La vente d'un fichier clientèle au prix de 2 500 € ?

Dans la présente affaire, une ordonnance du juge commissaire avait autorisé pour un prix de seulement 2 500 €, la cession de gré à gré du fichier clientèle d'une agence immobilière qui avait été mise en liquidation judiciaire.

Ce prix, qui avait été proposé par l'unique cessionnaire intéressé, avait été accepté par le juge commissaire au vu de la situation particulière de l'agence immobilière et notamment compte tenu de ce que :


  • plusieurs mandats de gestion locative ou de copropriétés de l'agence immobilière avaient été transférés à une autre agence,
  • le registre des mandats n'était pas fourni par l'agence immobilière,
  • en l'absence de toute garantie sur la consistance du fichier clientèle, une seule offre d'acquisition avait été reçue, le cessionnaire faisant son affaire personnelle de la reconstitution des dossiers, pointage des comptes et du paiement des loyers, charges et honoraires encore dus.
L'agence immobilière objet de la procédure collective contestait ce prix qu'elle estimait manifestement trop bas et interjeta appel de l'ordonnance du juge commissaire.

Elle fut déboutée par la Cour d'appel d'Orléans et porta l'affaire devant la Cour de cassation.


Précision sur la recevabilité du pourvoi en matière de vente des biens du débiteur

Saisi d'un premier moyen d'irrecevabilité soulevé par le liquidateur judiciaire, la Cour de cassation rappelle tout d'abord que depuis l'ordonne du 18 décembre 2008 et le décret du 12 février 2009, le pourvoi en cassation contre l'arrêt statuant sur une ordonnance du juge commissaire autorisant la vente de bien du débiteur n'est plus seulement réservé au ministère public et à la justification d'un excès de pouvoir.


Le prix de vente doit être le prix réel

Sur le fond, après avoir rappelé les motifs retenus par le juge commissaire pour autoriser la vente amiable à un prix effectivement bas, la Cour de cassation valide l'analyse du juge commissaire et de la Cour d'appel en précisant que le prix réel de la cession du fichier a pu valablement être fixé à la somme de 2 500 €.

Tout l'intérêt de cet arrêt réside dans cette référence à la notion de prix réel qui est à première analyse empruntée du droit commun de la vente et de la notion de prix réel et sérieux.

Ici, le caractère réel du prix ne se limite toutefois pas seulement à la question de savoir s'il existe ou non une contre lettre mais, au-delà, à la question de savoir si le prix retenu correspond bien à la valeur marchande et effective du bien.

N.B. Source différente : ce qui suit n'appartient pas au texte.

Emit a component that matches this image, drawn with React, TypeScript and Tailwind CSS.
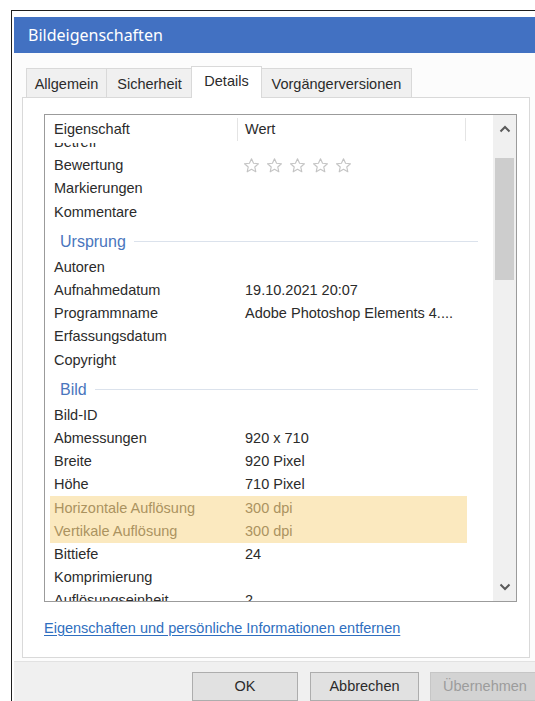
import React from "react"

type Item =
  | { kind: "row"; label: string; value?: string; stars?: boolean; hl?: boolean }
  | { kind: "group"; label: string }

const items: Item[] = [
  { kind: "row", label: "Betreff" },
  { kind: "row", label: "Bewertung", stars: true },
  { kind: "row", label: "Markierungen" },
  { kind: "row", label: "Kommentare" },
  { kind: "group", label: "Ursprung" },
  { kind: "row", label: "Autoren" },
  { kind: "row", label: "Aufnahmedatum", value: "19.10.2021 20:07" },
  { kind: "row", label: "Programmname", value: "Adobe Photoshop Elements 4...." },
  { kind: "row", label: "Erfassungsdatum" },
  { kind: "row", label: "Copyright" },
  { kind: "group", label: "Bild" },
  { kind: "row", label: "Bild-ID" },
  { kind: "row", label: "Abmessungen", value: "920 x 710" },
  { kind: "row", label: "Breite", value: "920 Pixel" },
  { kind: "row", label: "Höhe", value: "710 Pixel" },
  { kind: "row", label: "Horizontale Auflösung", value: "300 dpi", hl: true },
  { kind: "row", label: "Vertikale Auflösung", value: "300 dpi", hl: true },
  { kind: "row", label: "Bittiefe", value: "24" },
  { kind: "row", label: "Komprimierung" },
  { kind: "row", label: "Auflösungseinheit", value: "2" },
]

const tabs = [
  { label: "Allgemein", w: "w-[80px]" },
  { label: "Sicherheit", w: "w-[86px]" },
  { label: "Details", w: "w-[71px]", active: true },
  { label: "Vorgängerversionen", w: "w-[151px]" },
]

function Star() {
  return (
    <svg width="17" height="17" viewBox="0 0 24 24" fill="none" stroke="#c4c4c4" strokeWidth="1.6" strokeLinejoin="round">
      <path d="M12 2.5l2.9 6.3 6.9.7-5.2 4.6 1.5 6.8L12 17.4l-6.1 3.5 1.5-6.8-5.2-4.6 6.9-.7z" />
    </svg>
  )
}

function Chevron({ down }: { down?: boolean }) {
  return (
    <svg width="12" height="8" viewBox="0 0 12 8" fill="none" stroke="#5a5a5a" strokeWidth="2">
      {down ? <polyline points="1.5,1.5 6,6 10.5,1.5" /> : <polyline points="1.5,6.5 6,2 10.5,6.5" />}
    </svg>
  )
}

function Row({ item }: { item: Item }) {
  if (item.kind === "group") {
    return (
      <div className="h-[32px] w-[433px] pl-[15px] pt-[3px] flex items-center gap-[8px]">
        <span className="text-[16px] text-[#4a76bd]">{item.label}</span>
        <div className="flex-1 h-px bg-[#dbe2ec]" />
      </div>
    )
  }
  return (
    <div
      className={`h-[23.2px] ml-[5px] w-[417px] flex items-center ${
        item.hl ? "bg-[#fbe9bf] text-[#ab935f]" : "text-[#2b2b2b]"
      }`}
    >
      <div className="w-[195px] pl-[4px] whitespace-nowrap">{item.label}</div>
      <div className="flex-1 whitespace-nowrap">
        {item.stars ? (
          <div className="flex gap-[6px] -ml-[2px]">
            <Star />
            <Star />
            <Star />
            <Star />
            <Star />
          </div>
        ) : (
          item.value
        )}
      </div>
    </div>
  )
}

export default function App() {
  return (
    <div className="w-[535px] h-[701px] overflow-hidden bg-white font-['Liberation_Sans',Arial,sans-serif] text-[14.5px] leading-[17px]">
      <div className="ml-[11px] mt-[10px] w-[540px] h-[700px] border-l border-t border-[#1e1e1e] pl-[2px] pt-[6px] flex flex-col bg-white">
        {/* title bar */}
        <div className="h-[36px] shrink-0 bg-[#4271c2] flex items-center pl-[14px] text-white text-[16px] font-['Noto_Sans',sans-serif]">
          Bildeigenschaften
        </div>

        <div className="flex-1 flex flex-col bg-[#fcfcfc]">
          {/* tab strip */}
          <div className="pt-[13px] pl-[12px] flex items-end relative z-10">
            {tabs.map((t) =>
              t.active ? (
                <div
                  key={t.label}
                  className={`${t.w} -mx-[1px] h-[32px] -mb-px bg-white border border-b-0 border-[#d9d9d9] flex items-start justify-center pt-[6px] text-[#2b2b2b]`}
                >
                  {t.label}
                </div>
              ) : (
                <div
                  key={t.label}
                  className={`${t.w} h-[29px] pt-[3px] bg-[#f0f0f0] border border-b-0 border-r-0 last:border-r border-[#d9d9d9] flex items-center justify-center text-[#2b2b2b]`}
                >
                  {t.label}
                </div>
              )
            )}
          </div>

          {/* tab page */}
          <div className="ml-[8px] w-[508px] h-[561px] shrink-0 bg-white border border-[#d9d9d9] pl-[21px] pt-[16px]">
            <div className="w-[473px] h-[488px] border border-[#9b9b9b] flex">
              <div className="w-[448px] flex flex-col">
                <div className="h-[28px] shrink-0 flex items-stretch text-[#2b2b2b] pt-[1px]">
                  <div className="w-[193px] pl-[9px] flex items-center border-r border-[#e4e4e4] my-[2px]">Eigenschaft</div>
                  <div className="w-[228px] pl-[7px] flex items-center border-r border-[#e4e4e4] my-[2px]">Wert</div>
                </div>
                <div className="h-[458px] overflow-hidden">
                  <div className="-mt-[12px]">
                    {items.map((it, i) => (
                      <Row key={i} item={it} />
                    ))}
                  </div>
                </div>
              </div>

              {/* scrollbar */}
              <div className="w-[23px] bg-[#f0f0f0] flex flex-col items-center">
                <div className="h-[26px] flex items-center justify-center pt-[2px]">
                  <Chevron />
                </div>
                <div className="mt-[17px] w-[19px] h-[122px] bg-[#cdcdcd]" />
                <div className="flex-1" />
                <div className="h-[26px] flex items-center justify-center pb-[2px]">
                  <Chevron down />
                </div>
              </div>
            </div>

            <div className="mt-[18px] text-[#2f6fc0] underline underline-offset-2">
              Eigenschaften und persönliche Informationen entfernen
            </div>
          </div>

          {/* buttons */}
          <div className="flex-1 mt-[3px] border-t border-[#e2e2e2] bg-[#f0f0f0] pt-[10px] pl-[178px] flex items-start gap-[12px]">
            <div className="w-[106px] h-[29px] bg-[#e1e1e1] border border-[#adadad] flex items-center justify-center text-[#2b2b2b]">
              OK
            </div>
            <div className="w-[109px] h-[29px] bg-[#e1e1e1] border border-[#adadad] flex items-center justify-center text-[#2b2b2b]">
              Abbrechen
            </div>
            <div className="w-[110px] h-[29px] -ml-px bg-[#d3d3d3] border border-[#c6c6c6] flex items-center justify-center text-[#9c9c9c]">
              Übernehmen
            </div>
          </div>
        </div>
      </div>
    </div>
  )
}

En employant ce terme, déjà évoqué dans un arrêt du 28 septembre 2004, la Cour de cassation entend manifestement renforcer les garanties qui encadrent la cession de gré à gré en matière de liquidation judiciaire.

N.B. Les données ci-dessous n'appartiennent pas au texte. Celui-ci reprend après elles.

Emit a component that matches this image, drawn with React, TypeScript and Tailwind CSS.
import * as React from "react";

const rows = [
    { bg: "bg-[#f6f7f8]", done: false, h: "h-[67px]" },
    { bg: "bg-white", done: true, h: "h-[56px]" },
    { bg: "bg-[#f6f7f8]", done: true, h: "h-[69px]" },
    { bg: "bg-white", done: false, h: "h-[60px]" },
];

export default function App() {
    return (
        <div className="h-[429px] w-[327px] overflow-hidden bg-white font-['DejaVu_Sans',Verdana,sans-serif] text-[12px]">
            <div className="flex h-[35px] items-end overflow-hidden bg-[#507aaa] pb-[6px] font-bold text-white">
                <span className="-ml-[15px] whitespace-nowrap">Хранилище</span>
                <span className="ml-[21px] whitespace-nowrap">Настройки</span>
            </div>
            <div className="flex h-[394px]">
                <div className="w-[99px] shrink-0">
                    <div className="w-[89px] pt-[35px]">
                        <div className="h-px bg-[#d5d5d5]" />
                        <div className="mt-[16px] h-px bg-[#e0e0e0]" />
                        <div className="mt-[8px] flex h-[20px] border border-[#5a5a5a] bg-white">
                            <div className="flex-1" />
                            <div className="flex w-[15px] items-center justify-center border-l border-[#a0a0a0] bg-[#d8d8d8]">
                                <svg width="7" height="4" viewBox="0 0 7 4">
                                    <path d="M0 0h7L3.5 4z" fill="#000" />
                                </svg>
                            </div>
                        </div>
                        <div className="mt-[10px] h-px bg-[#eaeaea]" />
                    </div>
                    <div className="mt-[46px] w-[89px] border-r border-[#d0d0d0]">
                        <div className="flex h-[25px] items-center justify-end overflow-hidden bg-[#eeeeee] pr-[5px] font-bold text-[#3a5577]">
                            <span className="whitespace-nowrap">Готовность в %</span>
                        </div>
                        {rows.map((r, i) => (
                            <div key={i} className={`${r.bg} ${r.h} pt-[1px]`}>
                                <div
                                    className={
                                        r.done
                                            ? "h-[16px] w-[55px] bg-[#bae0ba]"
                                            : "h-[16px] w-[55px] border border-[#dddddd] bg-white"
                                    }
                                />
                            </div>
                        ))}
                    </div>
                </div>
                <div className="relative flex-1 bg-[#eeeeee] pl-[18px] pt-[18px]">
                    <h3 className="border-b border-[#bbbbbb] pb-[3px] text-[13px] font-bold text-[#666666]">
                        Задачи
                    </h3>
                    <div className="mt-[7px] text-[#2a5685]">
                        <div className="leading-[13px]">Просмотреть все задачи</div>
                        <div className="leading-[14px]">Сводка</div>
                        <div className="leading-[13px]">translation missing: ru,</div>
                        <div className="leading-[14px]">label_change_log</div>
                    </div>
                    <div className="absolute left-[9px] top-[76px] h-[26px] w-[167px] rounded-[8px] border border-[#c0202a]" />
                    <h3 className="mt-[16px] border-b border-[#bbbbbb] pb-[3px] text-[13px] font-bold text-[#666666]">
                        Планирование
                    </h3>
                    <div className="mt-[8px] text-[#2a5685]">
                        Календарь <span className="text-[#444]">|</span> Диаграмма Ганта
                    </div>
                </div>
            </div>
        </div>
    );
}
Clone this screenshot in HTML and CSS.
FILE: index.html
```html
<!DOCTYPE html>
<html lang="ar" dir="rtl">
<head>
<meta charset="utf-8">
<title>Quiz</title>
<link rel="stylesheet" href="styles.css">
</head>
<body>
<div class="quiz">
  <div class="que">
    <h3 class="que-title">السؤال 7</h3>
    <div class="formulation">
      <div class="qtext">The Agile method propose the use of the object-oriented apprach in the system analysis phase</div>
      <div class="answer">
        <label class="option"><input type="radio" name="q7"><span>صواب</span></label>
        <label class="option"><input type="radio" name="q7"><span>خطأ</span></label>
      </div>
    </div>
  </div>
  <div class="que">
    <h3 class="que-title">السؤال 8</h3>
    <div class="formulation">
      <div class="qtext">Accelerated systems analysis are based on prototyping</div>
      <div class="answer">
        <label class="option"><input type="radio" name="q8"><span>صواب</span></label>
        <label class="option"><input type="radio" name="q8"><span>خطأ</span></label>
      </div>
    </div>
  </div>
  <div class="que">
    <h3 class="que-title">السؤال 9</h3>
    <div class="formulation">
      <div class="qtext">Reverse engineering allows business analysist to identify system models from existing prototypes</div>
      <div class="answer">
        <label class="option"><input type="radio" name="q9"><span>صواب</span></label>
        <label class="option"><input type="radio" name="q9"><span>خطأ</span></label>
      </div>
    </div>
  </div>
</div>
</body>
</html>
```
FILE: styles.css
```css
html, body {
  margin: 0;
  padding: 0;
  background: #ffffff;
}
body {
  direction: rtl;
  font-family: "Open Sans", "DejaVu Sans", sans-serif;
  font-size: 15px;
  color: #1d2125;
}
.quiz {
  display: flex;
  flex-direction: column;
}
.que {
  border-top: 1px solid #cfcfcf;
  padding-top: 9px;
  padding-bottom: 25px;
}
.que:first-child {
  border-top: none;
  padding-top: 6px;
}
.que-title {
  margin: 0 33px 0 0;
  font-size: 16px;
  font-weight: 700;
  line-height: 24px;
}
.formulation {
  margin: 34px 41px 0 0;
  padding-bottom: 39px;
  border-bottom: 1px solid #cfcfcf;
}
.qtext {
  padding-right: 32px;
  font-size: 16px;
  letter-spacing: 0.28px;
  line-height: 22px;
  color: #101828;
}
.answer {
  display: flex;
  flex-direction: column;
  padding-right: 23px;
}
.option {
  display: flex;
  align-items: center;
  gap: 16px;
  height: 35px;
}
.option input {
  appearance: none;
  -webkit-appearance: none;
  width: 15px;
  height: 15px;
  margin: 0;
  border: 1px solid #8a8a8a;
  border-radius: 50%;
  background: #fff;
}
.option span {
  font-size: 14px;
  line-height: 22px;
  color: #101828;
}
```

(Cass. Com, 28 Sept. 2004, n° 02-11.2010)

La vente à l'amiable présente un effet en matière de liquidation judiciaire un risque non négligeable pour les créanciers de l'entreprise objet de la liquidation judiciaire.

Ce risque est de voir une réalisation de l'actif sans rapport avec la véritable valeur des biens du débiteur.

On ne saurait en effet ignorer les pratiques de prédation provenant très souvent d'anciens concurrents et consistant à proposer, à des prix dérisoires, le rachat de gré à gré du peu d'actif restant, souvent constitué d'un stock ou d'un fichier de clientèle.

Ainsi en imposant que la vente de gré à gré soit faite à un prix réel, c'est à dire correspondant à la véritable "valeur marchande" de l'actif, la Cour de cassation offre une garantie supplémentaire en matière de réalisation d'actifs de la liquidation judiciaire.


Le juge commissaire ne peut autoriser la vente amiable d'un bien du débiteur placé en liquidation judiciaire qu'au prix réel de ce bien.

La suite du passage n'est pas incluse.